This girl is somewhat annoying me.

She doesn't seem to kiss based on "feels" or she does, but she keeps track.

If i don't return the favor as often as her, she stops doing it or complains that i don't kiss her back when she does every TIME.

This is not just about kissing, any sort of affection in general, she keeps count.

 

Often i show her more, she didn't show any back, u don't see me crying.

 

Having a hard time understanding this...uhm.

This whole situation makes me feel like "wtf", i told her "you do it if you feel it."

I kiss her often for no reason, on the cheek or forehead cuz i like to, without her having to react back.

But if i don't react back when she does it, she get's really upset, idk.

 

Ty for your time.

What's this all about?

Do you know anyone else who does similar...this some low-self esteem problem or what..

Edited by FrostBlaze
Posted

Yeah, there are people who do this kind of stuff. I've run across women who do it in dating and "friends" who keep count of "favors" they do you. It's a huge amount of work to take care of those people.

 

Run. Don't walk, run!

  • Like 1
Posted

She just wants to connect. When she touches you, you respond with touch . Connection takes two.

 

I read an article by relationship expert John Gottman. He said that happy couples return affection On a 1:1 ratio. That means for a touch from one, there is a touch back from the other.

 

When my guy gives me a kiss on the cheek, I might grab his butt or touch the back of his neck. It doesn't have to be the same exact touch like a kiss for a kiss. Just a touch to close the loop and make a connection.

  • Like 2
Posted

i dont understand why i sort of feel, its something in her history maybe past experiences or lack thereof......a sort of validation thing maybe.....i don't expect affection so i don't get disappointed but when i do get affection, i see and appreciate the person who gives it.I give randoms hugs ....i dont expect them back and i have hugged non huggers and difficult people.......in a relationship i often give random appreciation for no good reason other than i feel like it, and i love to give.......i have mainly been with guys who have the random thing going too...surprise warm kisses(normally while i am talking passionately about something and out of the blue) and even affection when i am angry it happens...lol...cant stay angry for long even though i still try to stay angry.....things like that...makes me smile...

 

 

 

i think expecting affection takes away the warmth of getting it......but thats me and i am a little different......give her a chance for her to settle a bit...is it early in the relationship???? i think her behavior shows a vulnerability and insecurity that i cant determine because i dont know her...always be honest with how you feel and try talking to her(have her feelings in mind when you do )..........deb

  • Author
Posted

Probably bad past experience, i might try and ask her.

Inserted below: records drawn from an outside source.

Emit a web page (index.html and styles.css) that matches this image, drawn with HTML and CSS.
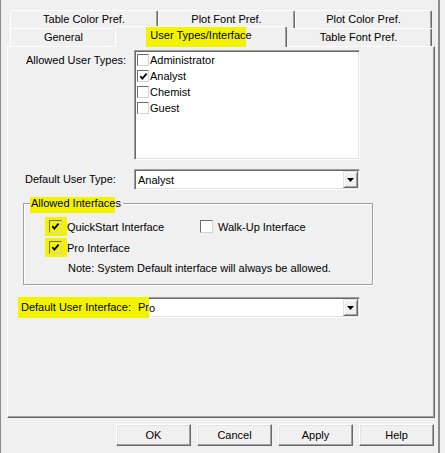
FILE: index.html
```html
<!DOCTYPE html>
<html lang="en">
<head>
    <meta charset="UTF-8">
    <title>User Types/Interface</title>
    <link rel="stylesheet" href="styles.css">
</head>
<body>
    <div class="dialog">
        <!-- Tab strip, two rows -->
        <div class="tabs">
            <div class="tab-row">
                <div class="tab tab-color">Table Color Pref.</div>
                <div class="tab tab-plotfont">Plot Font Pref.</div>
                <div class="tab tab-plotcolor">Plot Color Pref.</div>
            </div>
            <div class="tab-row">
                <div class="tab tab-general">General</div>
                <div class="tab tab-active"><span class="mark mark-tab">User Types/Interfac</span>e</div>
                <div class="tab tab-tablefont">Table Font Pref.</div>
            </div>
        </div>

        <div class="panel">
            <div class="field field-types">
                <div class="field-label">Allowed User Types:</div>
                <div class="listbox">
                    <div class="list-item"><span class="check"></span>Administrator</div>
                    <div class="list-item"><span class="check"><svg width="9" height="9" viewBox="0 0 9 9"><path d="M1.3 4.2 L3.4 6.6 L7.6 1.6" fill="none" stroke="#000" stroke-width="1.8"/></svg></span>Analyst</div>
                    <div class="list-item"><span class="check"></span>Chemist</div>
                    <div class="list-item"><span class="check"></span>Guest</div>
                </div>
            </div>

            <div class="field field-type">
                <div class="field-label">Default User Type:</div>
                <div class="combo">
                    <span class="combo-text">Analyst</span>
                    <span class="combo-btn"><svg width="7" height="4" viewBox="0 0 7 4"><path d="M0 0 H7 L3.5 4 Z" fill="#000"/></svg></span>
                </div>
            </div>

            <div class="group">
                <div class="group-legend"><span class="mark mark-legend">Allowed Interface</span>s</div>
                <div class="group-row group-row-first">
                    <div class="opt opt-quick">
                        <span class="hl-box"><span class="check check-lg check-hl"><svg width="9" height="9" viewBox="0 0 9 9"><path d="M1.3 4.2 L3.4 6.6 L7.6 1.6" fill="none" stroke="#000" stroke-width="1.8"/></svg></span></span>QuickStart Interface
                    </div>
                    <div class="opt">
                        <span class="check check-lg"></span>Walk-Up Interface
                    </div>
                </div>
                <div class="group-row">
                    <div class="opt">
                        <span class="hl-box"><span class="check check-lg check-hl"><svg width="9" height="9" viewBox="0 0 9 9"><path d="M1.3 4.2 L3.4 6.6 L7.6 1.6" fill="none" stroke="#000" stroke-width="1.8"/></svg></span></span>Pro Interface
                    </div>
                </div>
                <div class="group-note">Note: System Default interface will always be allowed.</div>
            </div>

            <div class="field field-ui">
                <div class="field-label mark">Default User Interface:</div>
                <div class="combo">
                    <span class="combo-text"><span class="mark mark-combo">Pr</span>o</span>
                    <span class="combo-btn"><svg width="7" height="4" viewBox="0 0 7 4"><path d="M0 0 H7 L3.5 4 Z" fill="#000"/></svg></span>
                </div>
            </div>
        </div>

        <div class="buttons">
            <button class="btn">OK</button>
            <button class="btn">Cancel</button>
            <button class="btn">Apply</button>
            <button class="btn">Help</button>
        </div>
    </div>
</body>
</html>
```

FILE: styles.css
```css
/* General */
* {
    box-sizing: border-box;
}
body {
    margin: 0;
    background: #f0f0f0;
    font-family: "Liberation Sans", Arial, sans-serif;
    font-size: 11px;
    color: #000;
}
.dialog {
    width: 440px;
    height: 453px;
    border-left: 1px solid #8c8c8c;
    border-right: 2px solid #8c8c8c;
}
.mark {
    background: #f3f300;
}

/* Tabs */
.tabs {
    padding: 10px 0 0 9px;
}
.tab-row {
    display: flex;
    height: 18px;
}
.tab {
    height: 18px;
    background: #f0f0f0;
    border-top: 1px solid #fff;
    border-left: 1px solid #fff;
    border-right: 1px solid #696969;
    border-radius: 2px 2px 0 0;
    box-shadow: inset -1px 0 #a0a0a0;
    text-align: center;
    line-height: 17px;
    white-space: nowrap;
}
.tab-color { width: 148px; }
.tab-plotfont { width: 137px; }
.tab-plotcolor { width: 137px; }
.tab-general { width: 107px; }
.tab-tablefont { width: 147px; }
.tab-active {
    position: relative;
    z-index: 1;
    width: 172px;
    height: 21px;
    margin: -2px -2px 0;
}
.mark-tab {
    display: inline-block;
    padding: 1px 0 5px 4px;
    margin-left: -4px;
    line-height: 14px;
}

/* Panel */
.panel {
    margin-left: 6px;
    width: 428px;
    height: 372px;
    border-top: 1px solid #fff;
    border-left: 1px solid #fff;
    border-right: 1px solid #696969;
    border-bottom: 1px solid #696969;
    box-shadow: inset -1px -1px #a0a0a0;
}
.field {
    display: flex;
}
.field-types {
    margin-top: 3px;
    padding-left: 18px;
}
.field-types .field-label {
    width: 108px;
    padding-top: 4px;
    line-height: 13px;
}
.field-type {
    margin-top: 9px;
    padding-left: 17px;
}
.field-type .field-label {
    width: 109px;
    line-height: 21px;
}
.field-ui {
    margin-top: 12px;
    padding-left: 10px;
}
.field-ui .field-label {
    width: 116px;
    height: 21px;
    padding-left: 3px;
    line-height: 21px;
}

/* Sunken controls */
.listbox,
.combo {
    width: 226px;
    background: #fff;
    border: 1px solid;
    border-color: #a0a0a0 #fff #fff #a0a0a0;
    box-shadow: inset 1px 1px #696969, inset -1px -1px #e3e3e3;
}
.listbox {
    height: 110px;
    padding: 1px 0 0 2px;
}
.list-item {
    display: flex;
    align-items: center;
    height: 16px;
}
.check {
    display: flex;
    align-items: center;
    justify-content: center;
    width: 12px;
    height: 12px;
    margin-right: 1px;
    background: #fff;
    border: 1px solid;
    border-color: #6d6d6d #d4d4d4 #d4d4d4 #6d6d6d;
}
.check-lg {
    width: 13px;
    height: 13px;
    margin-right: 5px;
}
.check-hl {
    background: #f3f300;
}
.combo {
    display: flex;
    align-items: center;
    height: 21px;
}
.combo-text {
    display: flex;
    align-self: stretch;
    align-items: center;
    padding-left: 3px;
}
.mark-combo {
    align-self: stretch;
    margin: -1px 0 -1px -4px;
    padding-left: 4px;
    line-height: 21px;
}
.combo-btn {
    display: flex;
    align-items: center;
    justify-content: center;
    width: 15px;
    height: 17px;
    margin-left: auto;
    margin-right: 1px;
    background: #f0f0f0;
    border: 1px solid;
    border-color: #e3e3e3 #696969 #696969 #e3e3e3;
    box-shadow: inset 1px 1px #fff, inset -1px -1px #a0a0a0;
}

/* Group box */
.group {
    margin: 13px 0 0 15px;
    width: 350px;
    height: 82px;
    border: 1px solid #a0a0a0;
    box-shadow: inset 1px 1px #fff, 1px 1px #fff;
}
.group-legend {
    width: fit-content;
    height: 13px;
    margin: -7px 0 0 6px;
    padding-right: 2px;
    background: #f0f0f0;
    line-height: 13px;
}
.mark-legend {
    display: inline-block;
    padding: 0 0 3px 1px;
    vertical-align: top;
}
.group-row {
    display: flex;
    align-items: center;
    height: 21px;
    padding-left: 25px;
}
.group-row-first {
    margin-top: 6px;
}
.opt {
    display: flex;
    align-items: center;
}
.opt-quick {
    width: 151px;
}
.hl-box {
    display: flex;
    padding: 3px 0 3px 4px;
    margin: -3px 0 -3px -4px;
    background: #f3f300;
}
.group-note {
    margin-top: 4px;
    padding-left: 44px;
    line-height: 13px;
}

/* Buttons */
.buttons {
    display: flex;
    justify-content: flex-end;
    gap: 6px;
    margin-top: 6px;
    padding-right: 4px;
}
.btn {
    width: 75px;
    height: 22px;
    padding: 0;
    font-family: inherit;
    font-size: 11px;
    color: #000;
    background: #f0f0f0;
    border: 1px solid;
    border-color: #fff #696969 #696969 #fff;
    box-shadow: inset -1px -1px #a0a0a0, inset 1px 1px #e3e3e3;
}
```
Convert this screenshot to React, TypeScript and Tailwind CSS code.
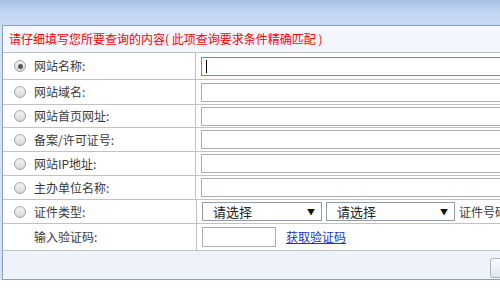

If i kiss her she can sometimes get frustrated, it's like she thinks i expect her to kiss back...i mean she feels forced to, by the way she acts and does it, but it doesn't seem natural.

 

Soo i kinda "quit" in trying to initiate things(sometimes), i just let her do it, since she seems to be "fine" sometimes as opposed to me who is "fine" all the time.

So whenever she feels like giving affection, i'm open xD.

 

I think she has probs with her emotions, idk.

Posted

This is a classic case of passive aggressive behavior.

 

She may very well have unresolved issues from past relationships that are causing her to react this way but then again she might just be young and immature and acting "bratty".

 

Ugh. There is nothing worse than someone keeping a scorecard ESPECIALLY when it's your partner.

 

Run!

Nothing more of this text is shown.